Harish Gupta. NEW DELHI
Irrespective of nation-wide concerns over black money stashed abroad and Indian governments repeated assurances to bring it back, Mauritius has refused to yield. The Mauritius authorities have ducked talks scheduled in July and signaled that the discussions will take place sometime in August- September.
Since Mauritius is the most crucial destination in the entire gamut of Foreign Direct Investments (FDI) and Foreign Institutional Investments (FII) due to its massive size, the Indian authorities had said that talks to re-negotiate controversial Double Taxation Avoidance Agreement (DTAA) will take place in July. Even Finance Minister Pranab Mukherjee had stated on record that talks are scheduled for July. But these have been postponed again at the instance of the Iceland country. The government has indicated that it would be in a position to hold the same in August-September now.
Highly placed sources in the finance ministry said that talks will now be held sometime in late August or early September to amend the DTAA.
The tiny scenic island which is a leading Off-Shore Financial Centre (OFC) has given Indian regulators nightmares. As much as 42% ($55 billion) of the entire foreign investments whether in the FDI or FII ($130 billion) has been routed through Mauritius between 2000-2011.
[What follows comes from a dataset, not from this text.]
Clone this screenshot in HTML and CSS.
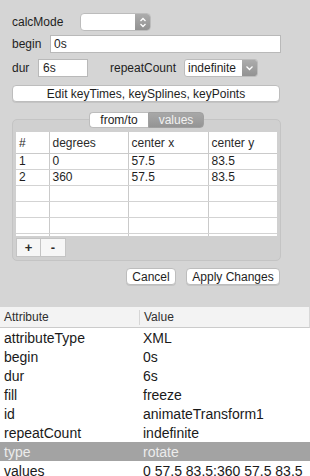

But what has shocked Indian agencies is that investments from Mauritius has risen to more than 80% during the first two months of the current financial year. Despite huge ruckus in India and ED and CBI officials rushing to the tax-heaven country, the flow of investments from Mauritius has beaten 17 other known tax heaven countries.
Investments from Mauritius broke all records in foreign investments as it sent more than $2.1 billion (Rs 9300 crores) to India compared to other 17 tax-heaven countries put together. They together accounted for a mere $1.8 billion (Rs.7520 crores). The other 17 countries are Switzerland, Singapore, Cyprus, Caymen Islands, British Virginia, Luxembourg, Panama, British Isles, St. Kitts, Bahamas, Iceland, Seychelles, Isle of Man, Virgin Island, Liechtenstein, UAE and Hong Kong. While DTAA has been re-negotiated with some of these countries, the process is still on. But foreign investments from Mauritius touching a record high of 80% has surprised investigators.
It may be mentioned that the Narasimha Rao government in 1991 had opened the FII investments route in the wake of the foreign exchange crisis under the DTAA. The DTAA provided that there will be no Capital gains tax on companies/persons who are holding residence permits in Mauritius. Since there is no Capital gains tax in Mauritius, the companies enjoyed huge tax benefits.
The Mauritius government is reluctant to re-negotiate the DTAA as it earns through other means though it doesn’t charge capital gains tax. It did tighten norms for issuance of residence certificate after a hue and cry is raised in India and at one time the authorities even threatened to cancel DTAA suo-moto. Experts questioned the decision of the Indian government not to act when Indonesia which also a similar treaty with Mauritius, canceled it saying investments are nothing but round tripping. Sources in the finance ministry explain that there is a lurking fear that once the DTAA canceled, the FDI will take a big hit and FII will companies will vanish.